Issue 45 of the Cahiers de Mariemont will focus on the museum library as a specific service – or department – directly dependent on a museum institution.
The few studies devoted to museum libraries show that researchers, museologists and bibliographers have so far shown little interest in this issue (1). Their research has been mainly focused on museums and libraries as independent institutions. Perhaps this lack of interest in museum libraries is partly due to their unclear legal situation. Indeed, their importance and the definition of their missions are rarely governed by a dedicated legislation setting the rules and objectives to be achieved, unlike other sister categories such as public libraries. They are more often defined directly in the museum's strategic plan (2). This reality consequently generates a variety of organisations and structures which are not always easy to grasp and to codify given their multiple nature. From one situation to another, the department – whether it is a documentation centre, a research library or a media library - will have a reduced visibility, assumed, constrained or, on the contrary, will be considered as an essential adjunct to the museum policy.

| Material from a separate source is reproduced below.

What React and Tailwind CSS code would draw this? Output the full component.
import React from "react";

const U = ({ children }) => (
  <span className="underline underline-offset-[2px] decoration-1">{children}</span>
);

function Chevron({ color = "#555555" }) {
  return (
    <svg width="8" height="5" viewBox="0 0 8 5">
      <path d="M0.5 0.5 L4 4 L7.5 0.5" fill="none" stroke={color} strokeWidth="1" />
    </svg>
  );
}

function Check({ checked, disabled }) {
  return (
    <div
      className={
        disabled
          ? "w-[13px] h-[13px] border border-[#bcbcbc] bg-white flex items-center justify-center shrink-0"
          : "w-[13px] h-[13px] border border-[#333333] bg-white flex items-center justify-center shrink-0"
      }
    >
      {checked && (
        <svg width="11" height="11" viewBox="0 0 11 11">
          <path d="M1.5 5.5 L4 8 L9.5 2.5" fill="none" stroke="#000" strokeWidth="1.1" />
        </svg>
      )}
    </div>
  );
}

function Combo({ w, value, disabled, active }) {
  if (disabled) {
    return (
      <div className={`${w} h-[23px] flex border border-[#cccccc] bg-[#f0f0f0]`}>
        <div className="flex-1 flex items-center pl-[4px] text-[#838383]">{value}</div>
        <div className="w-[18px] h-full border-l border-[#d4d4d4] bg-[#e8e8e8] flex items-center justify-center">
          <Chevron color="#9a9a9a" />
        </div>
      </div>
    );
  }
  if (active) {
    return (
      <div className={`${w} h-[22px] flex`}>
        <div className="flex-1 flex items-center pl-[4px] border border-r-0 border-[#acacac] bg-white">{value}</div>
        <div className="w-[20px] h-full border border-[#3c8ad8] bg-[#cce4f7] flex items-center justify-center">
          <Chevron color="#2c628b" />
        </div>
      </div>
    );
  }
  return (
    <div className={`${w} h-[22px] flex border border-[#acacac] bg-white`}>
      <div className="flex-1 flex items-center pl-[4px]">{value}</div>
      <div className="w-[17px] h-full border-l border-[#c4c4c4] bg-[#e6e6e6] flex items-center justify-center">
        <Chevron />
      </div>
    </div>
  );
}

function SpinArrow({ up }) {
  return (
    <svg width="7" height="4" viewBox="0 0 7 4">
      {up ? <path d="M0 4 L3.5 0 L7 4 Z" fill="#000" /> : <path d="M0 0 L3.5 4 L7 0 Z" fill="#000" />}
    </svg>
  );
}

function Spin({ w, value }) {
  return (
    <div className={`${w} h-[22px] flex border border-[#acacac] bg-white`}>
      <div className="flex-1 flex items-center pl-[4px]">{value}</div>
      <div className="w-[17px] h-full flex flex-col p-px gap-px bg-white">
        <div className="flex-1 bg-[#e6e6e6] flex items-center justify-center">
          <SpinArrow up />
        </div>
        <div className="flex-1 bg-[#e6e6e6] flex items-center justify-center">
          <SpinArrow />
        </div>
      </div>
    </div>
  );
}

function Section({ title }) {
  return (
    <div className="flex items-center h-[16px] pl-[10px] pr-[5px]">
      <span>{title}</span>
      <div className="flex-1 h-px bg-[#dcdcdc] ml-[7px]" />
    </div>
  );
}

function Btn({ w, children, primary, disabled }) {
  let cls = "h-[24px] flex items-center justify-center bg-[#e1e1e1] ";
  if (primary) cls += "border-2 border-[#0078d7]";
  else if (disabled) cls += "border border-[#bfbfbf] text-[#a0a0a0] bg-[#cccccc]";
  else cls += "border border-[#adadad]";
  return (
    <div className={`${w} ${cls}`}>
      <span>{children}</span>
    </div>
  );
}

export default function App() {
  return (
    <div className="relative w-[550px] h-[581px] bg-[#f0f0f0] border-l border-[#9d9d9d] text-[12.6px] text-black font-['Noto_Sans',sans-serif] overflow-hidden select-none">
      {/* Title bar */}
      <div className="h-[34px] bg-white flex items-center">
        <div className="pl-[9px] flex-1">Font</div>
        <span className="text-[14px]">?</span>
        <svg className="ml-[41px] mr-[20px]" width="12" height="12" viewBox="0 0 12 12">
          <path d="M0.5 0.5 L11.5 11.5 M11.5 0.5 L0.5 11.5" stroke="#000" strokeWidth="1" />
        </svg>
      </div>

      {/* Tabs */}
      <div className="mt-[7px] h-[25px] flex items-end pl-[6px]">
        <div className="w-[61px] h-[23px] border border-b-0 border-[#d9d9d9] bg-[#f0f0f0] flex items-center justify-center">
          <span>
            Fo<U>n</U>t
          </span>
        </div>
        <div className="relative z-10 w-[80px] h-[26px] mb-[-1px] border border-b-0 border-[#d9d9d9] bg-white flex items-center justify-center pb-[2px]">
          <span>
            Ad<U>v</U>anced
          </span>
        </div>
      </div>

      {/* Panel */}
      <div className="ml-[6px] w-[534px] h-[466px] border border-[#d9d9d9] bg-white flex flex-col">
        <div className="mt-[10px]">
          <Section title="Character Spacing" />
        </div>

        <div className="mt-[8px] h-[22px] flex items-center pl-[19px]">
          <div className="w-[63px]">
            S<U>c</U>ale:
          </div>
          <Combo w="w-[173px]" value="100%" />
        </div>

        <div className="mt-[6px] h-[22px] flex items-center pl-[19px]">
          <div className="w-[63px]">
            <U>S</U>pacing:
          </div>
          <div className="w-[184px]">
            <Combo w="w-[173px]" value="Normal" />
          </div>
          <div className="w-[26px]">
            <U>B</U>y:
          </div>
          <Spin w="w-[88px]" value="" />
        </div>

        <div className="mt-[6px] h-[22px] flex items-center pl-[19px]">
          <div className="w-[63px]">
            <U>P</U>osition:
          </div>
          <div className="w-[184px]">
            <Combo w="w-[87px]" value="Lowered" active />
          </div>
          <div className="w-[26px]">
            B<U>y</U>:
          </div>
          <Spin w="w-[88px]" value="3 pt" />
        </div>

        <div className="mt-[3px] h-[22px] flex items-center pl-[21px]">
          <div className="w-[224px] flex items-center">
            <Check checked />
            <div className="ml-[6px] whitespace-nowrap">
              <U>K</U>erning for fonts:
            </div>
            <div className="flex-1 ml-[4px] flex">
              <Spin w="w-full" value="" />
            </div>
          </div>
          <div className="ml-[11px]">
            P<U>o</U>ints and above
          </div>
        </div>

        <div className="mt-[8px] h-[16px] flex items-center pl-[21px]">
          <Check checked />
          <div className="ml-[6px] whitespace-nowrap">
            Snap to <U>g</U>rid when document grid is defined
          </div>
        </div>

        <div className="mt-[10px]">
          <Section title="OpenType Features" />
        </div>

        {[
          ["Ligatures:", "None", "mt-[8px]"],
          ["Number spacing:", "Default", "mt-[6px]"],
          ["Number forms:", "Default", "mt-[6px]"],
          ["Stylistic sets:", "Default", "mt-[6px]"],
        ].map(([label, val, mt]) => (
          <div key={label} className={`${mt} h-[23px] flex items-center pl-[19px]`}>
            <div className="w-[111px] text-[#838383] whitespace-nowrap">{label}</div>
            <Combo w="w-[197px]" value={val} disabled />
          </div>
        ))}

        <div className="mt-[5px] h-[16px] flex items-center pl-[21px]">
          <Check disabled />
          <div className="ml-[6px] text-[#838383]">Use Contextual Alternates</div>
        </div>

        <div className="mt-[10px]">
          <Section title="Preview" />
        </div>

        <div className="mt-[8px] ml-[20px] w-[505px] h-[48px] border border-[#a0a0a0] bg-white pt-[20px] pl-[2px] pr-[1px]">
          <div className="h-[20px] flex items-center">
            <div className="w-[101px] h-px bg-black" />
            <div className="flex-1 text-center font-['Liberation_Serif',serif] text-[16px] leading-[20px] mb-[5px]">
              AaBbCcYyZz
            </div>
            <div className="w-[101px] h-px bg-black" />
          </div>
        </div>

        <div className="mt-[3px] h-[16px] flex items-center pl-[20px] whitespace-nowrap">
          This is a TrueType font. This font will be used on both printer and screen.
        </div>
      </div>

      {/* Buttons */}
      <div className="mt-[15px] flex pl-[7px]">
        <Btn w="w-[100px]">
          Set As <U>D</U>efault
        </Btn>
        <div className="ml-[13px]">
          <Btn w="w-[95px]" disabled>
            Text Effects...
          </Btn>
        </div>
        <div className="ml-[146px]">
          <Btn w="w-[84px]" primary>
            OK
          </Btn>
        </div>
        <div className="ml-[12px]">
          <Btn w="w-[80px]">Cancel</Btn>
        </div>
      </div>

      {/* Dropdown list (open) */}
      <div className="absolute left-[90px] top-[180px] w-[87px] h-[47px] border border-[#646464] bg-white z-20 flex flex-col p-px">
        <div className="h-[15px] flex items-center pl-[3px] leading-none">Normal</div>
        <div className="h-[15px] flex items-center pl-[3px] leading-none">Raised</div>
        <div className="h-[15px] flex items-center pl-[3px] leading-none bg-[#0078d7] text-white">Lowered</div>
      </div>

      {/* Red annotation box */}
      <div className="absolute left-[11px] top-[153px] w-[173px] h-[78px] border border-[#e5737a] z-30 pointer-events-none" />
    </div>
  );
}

However, museum libraries, like the museums to which they belong, are today affected by the changes that have led to a “market” organisation of the cultural institutions. In this model, attendance rate has become a crucial evaluation criterion. This change of paradigm is pushing professionals in the sector to rethink the orientations and missions of museum libraries (3).
It is with this in mind that we propose to analyse the issues and characterise the most recent trends in the sector. The focus will not be limited to an examination of the situation in the French-speaking world as there is much to be learned from a more global analysis, integrating the libraries of museum institutions throughout the world. Here is a non-exhaustive list of avenues to explore:
- The “revolution” in the cultural market and museum libraries ; How do museum libraries, whose historical missions are based on conservation, provision of documentary resources and research support, manage to adapt to the new museum culture?

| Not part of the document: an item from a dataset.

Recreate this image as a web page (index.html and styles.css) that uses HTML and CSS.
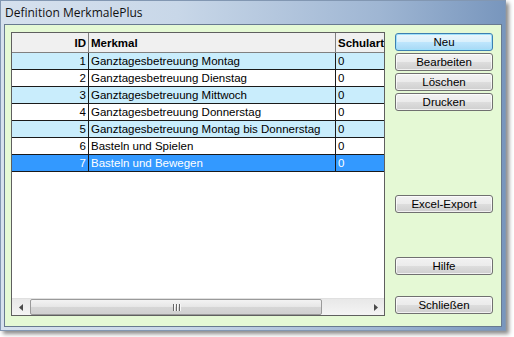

- Attracting readers/visitors, a new mission for museum libraries? What new and relevant strategies can museum libraries follow to attract an audience beyond their traditional readers?
- Museum libraries and mediation; is the involvement of museum libraries in the organisation of events (exhibitions, conferences, etc.) an asset or a constraint? Does this involvement put their traditional missions at risk?

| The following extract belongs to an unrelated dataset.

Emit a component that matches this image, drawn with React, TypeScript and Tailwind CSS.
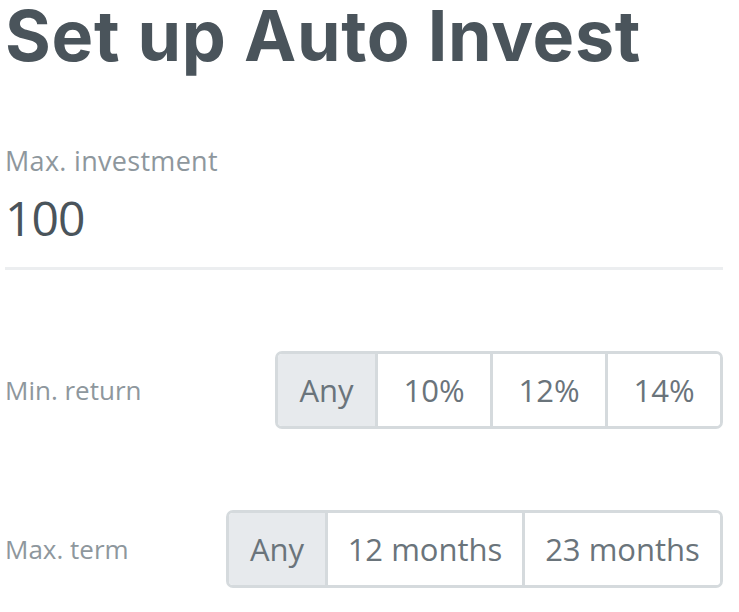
import React from "react";

const font = { fontFamily: '"Open Sans", "Noto Sans", sans-serif' };

function Segmented({ items, widths }: { items: string[]; widths: number[] }) {
  return (
    <div className="flex h-[78px] rounded-[7px] border-[3px] border-[#d5dadd] overflow-hidden">
      {items.map((it, i) => (
        <div
          key={it}
          className={
            "flex items-center justify-center text-[31px] text-[#6a747b] " +
            (i > 0 ? "border-l-[3px] border-[#d5dadd] " : "") +
            (i === 0 ? "bg-[#e7eaed]" : "bg-white")
          }
          style={{ width: widths[i] }}
        >
          {it}
        </div>
      ))}
    </div>
  );
}

export default function App() {
  return (
    <div className="w-[739px] h-[612px] bg-white pl-[5px] pr-[16px] pt-[1px]" style={font}>
      <h1
        className="-mt-[8px] text-[70px] font-bold leading-[86px] text-[#4a545b] tracking-[0.7px]"
        style={{ fontFamily: '"Inter", sans-serif' }}
      >
        Set up Auto Invest
      </h1>
      <div className="mt-[68px] text-[27px] leading-none text-[#8e979d] tracking-[0.3px]">Max. investment</div>
      <div className="mt-[20px] text-[48px] leading-none text-[#4a545b] tracking-[-1px]">100</div>
      <div className="mt-[25px] h-[3px] bg-[#eceef0]" />
      <div className="mt-[81px] flex items-center justify-between">
        <div className="text-[26px] text-[#8e979d]">Min. return</div>
        <Segmented items={["Any", "10%", "12%", "14%"]} widths={[97, 115, 115, 115]} />
      </div>
      <div className="mt-[81px] flex items-center justify-between">
        <div className="text-[26px] text-[#8e979d]">Max. term</div>
        <Segmented items={["Any", "12 months", "23 months"]} widths={[96, 197, 198]} />
      </div>
    </div>
  );
}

- The (in)visibility of museum libraries; the visibility of museum libraries is often problematic and contributes to their isolation. Whether it is a question of their physical location (within or outside the museum circuit), their digital access (structure of websites), or their communication.
- Trends and issues in museum libraries outside the French-speaking world; this section deals with the specificities or particular visions adopted by museum libraries outside the French-speaking world.
- Which collections for a museum library? The collections managed by museum libraries cover a wide range of typologies, but are often characterised by specific collections that distinguish them from other scientific libraries. Their nature, whether printed or digital works, catalogues, old and contemporary heritage books, manuscripts, archives, etc., has a profound impact on the organisation, credit and development of the service.
- Status and tasks of librarians within the museum; the staff of museum libraries has many and varied profiles, both at the head of the service and among the staff. Librarians, archivists, researchers, scientists, civil servants, volunteers... are all involved. The degrees of qualification and involvement of the managers in the decision-making committees of the museum necessarily have major impacts on the dynamism and strategic orientations of the library.
- The training of museum “librarians”; the main and continuing training courses currently available give little or no space in their programmes to the particular realities and methods of museum libraries. However, original initiatives are gradually emerging to meet an increasingly perceptible demand (INHA [Paris], Hénallux [Namur]...).
- What collaborative networks should be set up? Given the multiple structures of museum libraries and the different profiles of their managers, dedicated professional exchange and meeting places are rare, despite a growing desire to develop them.
Proposals for contributions, in French or English (including an abstract of 2,000 to 3,000 characters including spaces, with a provisional title, a short bibliography on the subject, and a biography of 2 or 3 lines) should be sent to the editor of the Cahiers de Mariemont, Jean-Sébastien Balzat (email@example.com) before 15 October 2022. The text of the article as well as an abstract (French and English) and 10 key words (French and English) are expected by 15 February 2023.
Dr Bertrand Federinov, Curator of the Heritage Library, Royal Museum of Mariemont
Dr Jean-Sébastien Balzat, scientific editor of the Cahiers de Mariemont
Fantine Lequeux, editorial assistant, Royal Museum of Mariemont
(1) Recent studies include issue 20 (2019) of La Revue de la BNU (Bibliothèque nationale et universitaire de Strasbourg) (https://doi.org/10.4000/rbnu.2052).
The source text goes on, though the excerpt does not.